Exercise requirements. Exclude the pictures, then repeat the remaining data exactly.

++++ Given information ++++

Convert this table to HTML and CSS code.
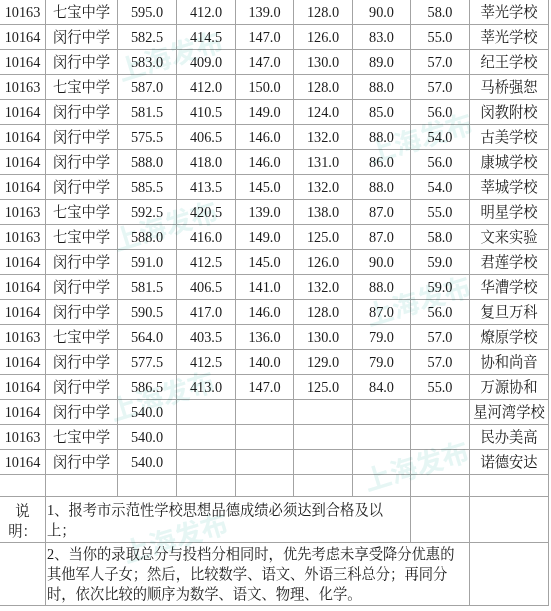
FILE: index.html
```html
<!DOCTYPE html>
<html lang="zh-CN">
<head>
<meta charset="utf-8">
<title>录取分数</title>
<link rel="stylesheet" href="styles.css">
</head>
<body>
<div class="sheet">
<table class="scores">
<colgroup>
<col class="c0"><col class="c1"><col class="c2"><col class="c3"><col class="c4"><col class="c5"><col class="c6"><col class="c7"><col class="c8">
</colgroup>
<tbody>
<tr class="data"><td>10163</td><td>七宝中学</td><td>595.0</td><td>412.0</td><td>139.0</td><td>128.0</td><td>90.0</td><td>58.0</td><td>莘光学校</td></tr>
<tr class="data"><td>10164</td><td>闵行中学</td><td>582.5</td><td>414.5</td><td>147.0</td><td>126.0</td><td>83.0</td><td>55.0</td><td>莘光学校</td></tr>
<tr class="data"><td>10164</td><td>闵行中学</td><td>583.0</td><td>409.0</td><td>147.0</td><td>130.0</td><td>89.0</td><td>57.0</td><td>纪王学校</td></tr>
<tr class="data"><td>10163</td><td>七宝中学</td><td>587.0</td><td>412.0</td><td>150.0</td><td>128.0</td><td>88.0</td><td>57.0</td><td>马桥强恕</td></tr>
<tr class="data"><td>10164</td><td>闵行中学</td><td>581.5</td><td>410.5</td><td>149.0</td><td>124.0</td><td>85.0</td><td>56.0</td><td>闵教附校</td></tr>
<tr class="data"><td>10164</td><td>闵行中学</td><td>575.5</td><td>406.5</td><td>146.0</td><td>132.0</td><td>88.0</td><td>54.0</td><td>古美学校</td></tr>
<tr class="data"><td>10164</td><td>闵行中学</td><td>588.0</td><td>418.0</td><td>146.0</td><td>131.0</td><td>86.0</td><td>56.0</td><td>康城学校</td></tr>
<tr class="data"><td>10164</td><td>闵行中学</td><td>585.5</td><td>413.5</td><td>145.0</td><td>132.0</td><td>88.0</td><td>54.0</td><td>莘城学校</td></tr>
<tr class="data"><td>10163</td><td>七宝中学</td><td>592.5</td><td>420.5</td><td>139.0</td><td>138.0</td><td>87.0</td><td>55.0</td><td>明星学校</td></tr>
<tr class="data"><td>10163</td><td>七宝中学</td><td>588.0</td><td>416.0</td><td>149.0</td><td>125.0</td><td>87.0</td><td>58.0</td><td>文来实验</td></tr>
<tr class="data"><td>10164</td><td>闵行中学</td><td>591.0</td><td>412.5</td><td>145.0</td><td>126.0</td><td>90.0</td><td>59.0</td><td>君莲学校</td></tr>
<tr class="data"><td>10164</td><td>闵行中学</td><td>581.5</td><td>406.5</td><td>141.0</td><td>132.0</td><td>88.0</td><td>59.0</td><td>华漕学校</td></tr>
<tr class="data"><td>10164</td><td>闵行中学</td><td>590.5</td><td>417.0</td><td>146.0</td><td>128.0</td><td>87.0</td><td>56.0</td><td>复旦万科</td></tr>
<tr class="data"><td>10163</td><td>七宝中学</td><td>564.0</td><td>403.5</td><td>136.0</td><td>130.0</td><td>79.0</td><td>57.0</td><td>燎原学校</td></tr>
<tr class="data"><td>10164</td><td>闵行中学</td><td>577.5</td><td>412.5</td><td>140.0</td><td>129.0</td><td>79.0</td><td>57.0</td><td>协和尚音</td></tr>
<tr class="data"><td>10164</td><td>闵行中学</td><td>586.5</td><td>413.0</td><td>147.0</td><td>125.0</td><td>84.0</td><td>55.0</td><td>万源协和</td></tr>
<tr class="data"><td>10164</td><td>闵行中学</td><td>540.0</td><td></td><td></td><td></td><td></td><td></td><td>星河湾学校</td></tr>
<tr class="data"><td>10163</td><td>七宝中学</td><td>540.0</td><td></td><td></td><td></td><td></td><td></td><td>民办美高</td></tr>
<tr class="data"><td>10164</td><td>闵行中学</td><td>540.0</td><td></td><td></td><td></td><td></td><td></td><td>诺德安达</td></tr>
<tr class="blank"><td></td><td></td><td></td><td></td><td></td><td></td><td></td><td></td><td></td></tr>
<tr class="note1"><td class="label">说明：</td><td colspan="6" class="text">1、报考市示范性学校思想品德成绩必须达到合格及以上；</td><td></td><td></td></tr>
<tr class="note2"><td></td><td colspan="7" class="text">2、当你的录取总分与投档分相同时，优先考虑未享受降分优惠的其他军人子女；然后，比较数学、语文、外语三科总分；再同分时，依次比较的顺序为数学、语文、物理、化学。</td><td></td></tr>
</tbody>
</table>
<div class="marks" aria-hidden="true">
<span class="mark m1">上海发布</span>
<span class="mark m2">上海发布</span>
<span class="mark m3">上海发布</span>
<span class="mark m4">上海发布</span>
<span class="mark m5">上海发布</span>
<span class="mark m6">上海发布</span>
<span class="mark m7">上海发布</span>
</div>
</div>
</body>
</html>
```
FILE: styles.css
```css
html, body {
  margin: 0;
  padding: 0;
  background: #ffffff;
}

.sheet {
  position: relative;
  width: 551px;
  height: 611px;
  overflow: hidden;
}

.scores {
  border-collapse: separate;
  border-spacing: 0;
  table-layout: fixed;
  width: 549px;
  font-family: "Liberation Serif", "Noto Serif CJK SC", "Noto Sans CJK SC", serif;
  font-size: 14.3px;
  color: #1a1a1a;
}

.c0 { width: 46px; }
.c1 { width: 72px; }
.c2 { width: 59px; }
.c3 { width: 59px; }
.c4 { width: 58px; }
.c5 { width: 59px; }
.c6 { width: 58px; }
.c7 { width: 59px; }
.c8 { width: 79px; }

.scores td {
  border-right: 1px solid #a3a3a3;
  border-bottom: 1px solid #a3a3a3;
  padding: 0;
  text-align: center;
  vertical-align: middle;
  line-height: 20px;
  white-space: nowrap;
  overflow: hidden;
}

.data { height: 25px; }
.blank { height: 22px; }
.note1 { height: 46px; }
.note2 { height: 63px; }

.scores td.label {
  white-space: normal;
  padding: 3px 2px 0 2px;
}

.scores td.text {
  white-space: normal;
  text-align: left;
  padding: 0 2px 0 1px;
}

.marks {
  position: absolute;
  inset: 0;
  pointer-events: none;
}

.mark {
  position: absolute;
  width: 120px;
  margin-left: -60px;
  margin-top: -16px;
  text-align: center;
  font-family: "Noto Sans CJK SC", sans-serif;
  font-weight: 700;
  font-size: 27px;
  line-height: 32px;
  color: #dcf2f0;
  transform: rotate(-17deg);
  mix-blend-mode: multiply;
  opacity: 0.7;
}

.m1 { left: 170px; top: 55px; }
.m2 { left: 420px; top: 137px; }
.m3 { left: 165px; top: 225px; }
.m4 { left: 418px; top: 300px; }
.m5 { left: 162px; top: 395px; }
.m6 { left: 416px; top: 465px; }
.m7 { left: 175px; top: 537px; }
```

++++

Exercise solution.
Convert this table to HTML and CSS code.
FILE: index.html
```html
<!DOCTYPE html>
<html lang="zh-CN">
<head>
<meta charset="utf-8">
<title>录取分数</title>
<link rel="stylesheet" href="styles.css">
</head>
<body>
<div class="sheet">
<table class="scores">
<colgroup>
<col class="c0"><col class="c1"><col class="c2"><col class="c3"><col class="c4"><col class="c5"><col class="c6"><col class="c7"><col class="c8">
</colgroup>
<tbody>
<tr class="data"><td>10163</td><td>七宝中学</td><td>595.0</td><td>412.0</td><td>139.0</td><td>128.0</td><td>90.0</td><td>58.0</td><td>莘光学校</td></tr>
<tr class="data"><td>10164</td><td>闵行中学</td><td>582.5</td><td>414.5</td><td>147.0</td><td>126.0</td><td>83.0</td><td>55.0</td><td>莘光学校</td></tr>
<tr class="data"><td>10164</td><td>闵行中学</td><td>583.0</td><td>409.0</td><td>147.0</td><td>130.0</td><td>89.0</td><td>57.0</td><td>纪王学校</td></tr>
<tr class="data"><td>10163</td><td>七宝中学</td><td>587.0</td><td>412.0</td><td>150.0</td><td>128.0</td><td>88.0</td><td>57.0</td><td>马桥强恕</td></tr>
<tr class="data"><td>10164</td><td>闵行中学</td><td>581.5</td><td>410.5</td><td>149.0</td><td>124.0</td><td>85.0</td><td>56.0</td><td>闵教附校</td></tr>
<tr class="data"><td>10164</td><td>闵行中学</td><td>575.5</td><td>406.5</td><td>146.0</td><td>132.0</td><td>88.0</td><td>54.0</td><td>古美学校</td></tr>
<tr class="data"><td>10164</td><td>闵行中学</td><td>588.0</td><td>418.0</td><td>146.0</td><td>131.0</td><td>86.0</td><td>56.0</td><td>康城学校</td></tr>
<tr class="data"><td>10164</td><td>闵行中学</td><td>585.5</td><td>413.5</td><td>145.0</td><td>132.0</td><td>88.0</td><td>54.0</td><td>莘城学校</td></tr>
<tr class="data"><td>10163</td><td>七宝中学</td><td>592.5</td><td>420.5</td><td>139.0</td><td>138.0</td><td>87.0</td><td>55.0</td><td>明星学校</td></tr>
<tr class="data"><td>10163</td><td>七宝中学</td><td>588.0</td><td>416.0</td><td>149.0</td><td>125.0</td><td>87.0</td><td>58.0</td><td>文来实验</td></tr>
<tr class="data"><td>10164</td><td>闵行中学</td><td>591.0</td><td>412.5</td><td>145.0</td><td>126.0</td><td>90.0</td><td>59.0</td><td>君莲学校</td></tr>
<tr class="data"><td>10164</td><td>闵行中学</td><td>581.5</td><td>406.5</td><td>141.0</td><td>132.0</td><td>88.0</td><td>59.0</td><td>华漕学校</td></tr>
<tr class="data"><td>10164</td><td>闵行中学</td><td>590.5</td><td>417.0</td><td>146.0</td><td>128.0</td><td>87.0</td><td>56.0</td><td>复旦万科</td></tr>
<tr class="data"><td>10163</td><td>七宝中学</td><td>564.0</td><td>403.5</td><td>136.0</td><td>130.0</td><td>79.0</td><td>57.0</td><td>燎原学校</td></tr>
<tr class="data"><td>10164</td><td>闵行中学</td><td>577.5</td><td>412.5</td><td>140.0</td><td>129.0</td><td>79.0</td><td>57.0</td><td>协和尚音</td></tr>
<tr class="data"><td>10164</td><td>闵行中学</td><td>586.5</td><td>413.0</td><td>147.0</td><td>125.0</td><td>84.0</td><td>55.0</td><td>万源协和</td></tr>
<tr class="data"><td>10164</td><td>闵行中学</td><td>540.0</td><td></td><td></td><td></td><td></td><td></td><td>星河湾学校</td></tr>
<tr class="data"><td>10163</td><td>七宝中学</td><td>540.0</td><td></td><td></td><td></td><td></td><td></td><td>民办美高</td></tr>
<tr class="data"><td>10164</td><td>闵行中学</td><td>540.0</td><td></td><td></td><td></td><td></td><td></td><td>诺德安达</td></tr>
<tr class="blank"><td></td><td></td><td></td><td></td><td></td><td></td><td></td><td></td><td></td></tr>
<tr class="note1"><td class="label">说明：</td><td colspan="6" class="text">1、报考市示范性学校思想品德成绩必须达到合格及以上；</td><td></td><td></td></tr>
<tr class="note2"><td></td><td colspan="7" class="text">2、当你的录取总分与投档分相同时，优先考虑未享受降分优惠的其他军人子女；然后，比较数学、语文、外语三科总分；再同分时，依次比较的顺序为数学、语文、物理、化学。</td><td></td></tr>
</tbody>
</table>
<div class="marks" aria-hidden="true">
<span class="mark m1">上海发布</span>
<span class="mark m2">上海发布</span>
<span class="mark m3">上海发布</span>
<span class="mark m4">上海发布</span>
<span class="mark m5">上海发布</span>
<span class="mark m6">上海发布</span>
<span class="mark m7">上海发布</span>
</div>
</div>
</body>
</html>
```
FILE: styles.css
```css
html, body {
  margin: 0;
  padding: 0;
  background: #ffffff;
}

.sheet {
  position: relative;
  width: 551px;
  height: 611px;
  overflow: hidden;
}

.scores {
  border-collapse: separate;
  border-spacing: 0;
  table-layout: fixed;
  width: 549px;
  font-family: "Liberation Serif", "Noto Serif CJK SC", "Noto Sans CJK SC", serif;
  font-size: 14.3px;
  color: #1a1a1a;
}

.c0 { width: 46px; }
.c1 { width: 72px; }
.c2 { width: 59px; }
.c3 { width: 59px; }
.c4 { width: 58px; }
.c5 { width: 59px; }
.c6 { width: 58px; }
.c7 { width: 59px; }
.c8 { width: 79px; }

.scores td {
  border-right: 1px solid #a3a3a3;
  border-bottom: 1px solid #a3a3a3;
  padding: 0;
  text-align: center;
  vertical-align: middle;
  line-height: 20px;
  white-space: nowrap;
  overflow: hidden;
}

.data { height: 25px; }
.blank { height: 22px; }
.note1 { height: 46px; }
.note2 { height: 63px; }

.scores td.label {
  white-space: normal;
  padding: 3px 2px 0 2px;
}

.scores td.text {
  white-space: normal;
  text-align: left;
  padding: 0 2px 0 1px;
}

.marks {
  position: absolute;
  inset: 0;
  pointer-events: none;
}

.mark {
  position: absolute;
  width: 120px;
  margin-left: -60px;
  margin-top: -16px;
  text-align: center;
  font-family: "Noto Sans CJK SC", sans-serif;
  font-weight: 700;
  font-size: 27px;
  line-height: 32px;
  color: #dcf2f0;
  transform: rotate(-17deg);
  mix-blend-mode: multiply;
  opacity: 0.7;
}

.m1 { left: 170px; top: 55px; }
.m2 { left: 420px; top: 137px; }
.m3 { left: 165px; top: 225px; }
.m4 { left: 418px; top: 300px; }
.m5 { left: 162px; top: 395px; }
.m6 { left: 416px; top: 465px; }
.m7 { left: 175px; top: 537px; }
```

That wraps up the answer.